**Data shown:**
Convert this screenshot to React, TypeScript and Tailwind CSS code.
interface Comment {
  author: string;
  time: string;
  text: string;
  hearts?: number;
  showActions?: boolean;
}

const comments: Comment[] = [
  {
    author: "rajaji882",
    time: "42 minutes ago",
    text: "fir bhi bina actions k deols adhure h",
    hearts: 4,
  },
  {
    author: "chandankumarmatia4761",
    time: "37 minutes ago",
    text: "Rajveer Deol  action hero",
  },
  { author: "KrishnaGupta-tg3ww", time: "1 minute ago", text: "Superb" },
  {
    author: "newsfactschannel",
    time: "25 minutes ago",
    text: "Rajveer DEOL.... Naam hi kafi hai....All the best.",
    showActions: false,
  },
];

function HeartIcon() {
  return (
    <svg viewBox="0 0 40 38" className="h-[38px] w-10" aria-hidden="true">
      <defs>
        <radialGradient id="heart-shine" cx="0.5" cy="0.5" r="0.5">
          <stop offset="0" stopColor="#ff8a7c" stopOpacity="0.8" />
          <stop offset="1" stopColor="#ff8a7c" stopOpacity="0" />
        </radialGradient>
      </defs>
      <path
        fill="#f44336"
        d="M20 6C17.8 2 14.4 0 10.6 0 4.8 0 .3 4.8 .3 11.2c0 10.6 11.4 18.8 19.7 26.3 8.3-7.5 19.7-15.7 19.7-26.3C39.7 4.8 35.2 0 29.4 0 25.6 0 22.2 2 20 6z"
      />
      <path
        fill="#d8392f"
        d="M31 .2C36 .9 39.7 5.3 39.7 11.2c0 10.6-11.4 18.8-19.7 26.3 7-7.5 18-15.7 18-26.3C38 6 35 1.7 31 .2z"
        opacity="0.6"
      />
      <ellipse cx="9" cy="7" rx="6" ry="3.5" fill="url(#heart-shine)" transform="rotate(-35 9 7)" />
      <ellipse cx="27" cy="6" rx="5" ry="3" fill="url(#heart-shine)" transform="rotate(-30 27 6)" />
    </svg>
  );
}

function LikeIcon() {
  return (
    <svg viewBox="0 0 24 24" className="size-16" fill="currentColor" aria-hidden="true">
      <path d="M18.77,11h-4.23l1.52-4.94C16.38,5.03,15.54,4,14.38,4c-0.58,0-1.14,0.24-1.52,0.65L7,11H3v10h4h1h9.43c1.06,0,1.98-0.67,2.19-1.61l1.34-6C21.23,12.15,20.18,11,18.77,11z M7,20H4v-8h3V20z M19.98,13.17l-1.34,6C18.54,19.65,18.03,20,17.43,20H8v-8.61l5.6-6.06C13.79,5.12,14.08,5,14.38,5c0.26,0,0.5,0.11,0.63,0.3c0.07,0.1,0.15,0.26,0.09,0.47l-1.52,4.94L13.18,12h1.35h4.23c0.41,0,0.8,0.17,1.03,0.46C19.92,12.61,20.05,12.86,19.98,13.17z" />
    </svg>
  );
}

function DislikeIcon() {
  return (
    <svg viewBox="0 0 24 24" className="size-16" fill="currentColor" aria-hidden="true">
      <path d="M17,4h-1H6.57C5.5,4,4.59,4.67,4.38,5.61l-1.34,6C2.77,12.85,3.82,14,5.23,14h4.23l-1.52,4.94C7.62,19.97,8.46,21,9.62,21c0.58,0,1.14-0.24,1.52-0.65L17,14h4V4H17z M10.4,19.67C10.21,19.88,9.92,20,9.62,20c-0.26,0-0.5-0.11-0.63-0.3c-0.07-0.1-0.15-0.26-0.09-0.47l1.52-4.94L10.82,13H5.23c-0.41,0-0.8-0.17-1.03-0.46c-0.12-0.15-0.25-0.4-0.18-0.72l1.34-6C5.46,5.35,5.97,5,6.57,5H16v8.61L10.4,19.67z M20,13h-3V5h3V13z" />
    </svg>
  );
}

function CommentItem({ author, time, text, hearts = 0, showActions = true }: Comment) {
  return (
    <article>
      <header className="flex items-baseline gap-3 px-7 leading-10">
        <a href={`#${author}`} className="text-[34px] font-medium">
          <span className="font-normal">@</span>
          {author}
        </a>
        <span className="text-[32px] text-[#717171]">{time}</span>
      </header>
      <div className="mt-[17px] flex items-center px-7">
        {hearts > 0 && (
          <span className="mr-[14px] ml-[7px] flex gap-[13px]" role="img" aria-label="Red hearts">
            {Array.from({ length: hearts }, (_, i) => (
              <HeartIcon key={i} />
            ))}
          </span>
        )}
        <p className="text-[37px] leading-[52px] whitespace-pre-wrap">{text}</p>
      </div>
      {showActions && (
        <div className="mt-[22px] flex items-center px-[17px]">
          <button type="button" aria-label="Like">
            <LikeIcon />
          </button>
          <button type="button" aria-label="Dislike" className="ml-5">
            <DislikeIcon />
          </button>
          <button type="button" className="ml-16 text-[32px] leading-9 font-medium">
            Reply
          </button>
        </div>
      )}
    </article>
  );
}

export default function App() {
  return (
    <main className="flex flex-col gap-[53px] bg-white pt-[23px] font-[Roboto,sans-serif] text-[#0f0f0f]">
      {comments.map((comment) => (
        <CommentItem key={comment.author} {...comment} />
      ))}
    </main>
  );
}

--

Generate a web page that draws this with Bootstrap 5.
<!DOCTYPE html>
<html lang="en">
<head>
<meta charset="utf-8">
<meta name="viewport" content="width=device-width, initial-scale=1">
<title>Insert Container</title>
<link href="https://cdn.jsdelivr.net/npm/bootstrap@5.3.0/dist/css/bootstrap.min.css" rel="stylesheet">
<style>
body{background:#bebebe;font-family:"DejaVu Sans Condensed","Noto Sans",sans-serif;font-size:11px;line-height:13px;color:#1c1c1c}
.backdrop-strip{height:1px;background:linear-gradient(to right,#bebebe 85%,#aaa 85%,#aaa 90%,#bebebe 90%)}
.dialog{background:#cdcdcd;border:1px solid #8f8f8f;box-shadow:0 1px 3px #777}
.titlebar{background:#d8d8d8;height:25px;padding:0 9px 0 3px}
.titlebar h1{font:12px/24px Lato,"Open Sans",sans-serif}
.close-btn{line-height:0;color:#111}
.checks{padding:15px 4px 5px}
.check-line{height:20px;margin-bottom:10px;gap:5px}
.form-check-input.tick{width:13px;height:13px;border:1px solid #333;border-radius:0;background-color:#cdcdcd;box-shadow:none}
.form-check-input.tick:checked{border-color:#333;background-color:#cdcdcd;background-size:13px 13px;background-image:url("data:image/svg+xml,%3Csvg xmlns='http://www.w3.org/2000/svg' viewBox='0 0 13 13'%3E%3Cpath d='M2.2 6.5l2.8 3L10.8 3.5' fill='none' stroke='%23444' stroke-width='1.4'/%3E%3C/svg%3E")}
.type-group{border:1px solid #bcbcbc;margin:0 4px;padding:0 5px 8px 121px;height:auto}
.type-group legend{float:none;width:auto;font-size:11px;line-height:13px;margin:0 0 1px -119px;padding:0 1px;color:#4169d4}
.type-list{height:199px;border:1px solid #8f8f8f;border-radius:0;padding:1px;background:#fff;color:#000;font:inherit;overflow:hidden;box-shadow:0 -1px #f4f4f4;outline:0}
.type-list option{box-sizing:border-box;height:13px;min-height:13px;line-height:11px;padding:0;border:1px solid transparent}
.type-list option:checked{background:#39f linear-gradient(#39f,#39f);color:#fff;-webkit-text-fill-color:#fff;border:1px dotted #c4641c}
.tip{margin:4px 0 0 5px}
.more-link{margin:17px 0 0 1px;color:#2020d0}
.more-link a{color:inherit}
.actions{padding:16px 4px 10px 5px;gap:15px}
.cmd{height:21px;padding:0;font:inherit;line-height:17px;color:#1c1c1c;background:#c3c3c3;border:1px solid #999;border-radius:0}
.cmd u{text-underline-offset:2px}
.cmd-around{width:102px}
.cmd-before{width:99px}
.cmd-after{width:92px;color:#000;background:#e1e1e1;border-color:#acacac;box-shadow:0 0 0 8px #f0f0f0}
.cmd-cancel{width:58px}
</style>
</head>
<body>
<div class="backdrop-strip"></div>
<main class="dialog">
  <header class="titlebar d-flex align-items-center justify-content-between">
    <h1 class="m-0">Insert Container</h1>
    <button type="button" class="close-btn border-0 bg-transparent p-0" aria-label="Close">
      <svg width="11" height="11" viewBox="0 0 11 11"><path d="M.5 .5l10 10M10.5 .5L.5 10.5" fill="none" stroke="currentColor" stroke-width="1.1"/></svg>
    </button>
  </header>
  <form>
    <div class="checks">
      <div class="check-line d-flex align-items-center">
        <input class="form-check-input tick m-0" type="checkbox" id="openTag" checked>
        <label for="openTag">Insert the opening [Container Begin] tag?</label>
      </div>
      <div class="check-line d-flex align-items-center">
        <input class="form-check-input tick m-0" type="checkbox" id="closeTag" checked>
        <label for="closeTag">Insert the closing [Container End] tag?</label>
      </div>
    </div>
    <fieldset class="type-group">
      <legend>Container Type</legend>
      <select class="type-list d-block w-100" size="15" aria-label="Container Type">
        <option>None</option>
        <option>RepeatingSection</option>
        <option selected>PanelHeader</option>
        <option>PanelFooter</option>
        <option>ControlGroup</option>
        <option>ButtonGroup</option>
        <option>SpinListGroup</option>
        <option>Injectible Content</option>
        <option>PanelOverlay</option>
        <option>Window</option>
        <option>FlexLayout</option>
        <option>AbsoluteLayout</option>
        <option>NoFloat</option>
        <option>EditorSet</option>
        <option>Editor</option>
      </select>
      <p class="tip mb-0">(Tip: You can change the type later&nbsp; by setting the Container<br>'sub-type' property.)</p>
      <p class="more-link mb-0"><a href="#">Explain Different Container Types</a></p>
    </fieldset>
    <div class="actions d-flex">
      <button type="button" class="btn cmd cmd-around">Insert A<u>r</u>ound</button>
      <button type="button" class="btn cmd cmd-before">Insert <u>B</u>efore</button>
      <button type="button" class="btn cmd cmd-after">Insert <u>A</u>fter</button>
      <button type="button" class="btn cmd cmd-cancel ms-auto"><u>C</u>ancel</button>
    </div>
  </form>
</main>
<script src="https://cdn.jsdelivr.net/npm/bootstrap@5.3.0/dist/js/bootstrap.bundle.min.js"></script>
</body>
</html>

**Exercise task:** Copy each line of the listing that contains the string "this".

**Result below:**
Convert this screenshot to React, TypeScript and Tailwind CSS code.
Generate a web page that draws this with Bootstrap 5.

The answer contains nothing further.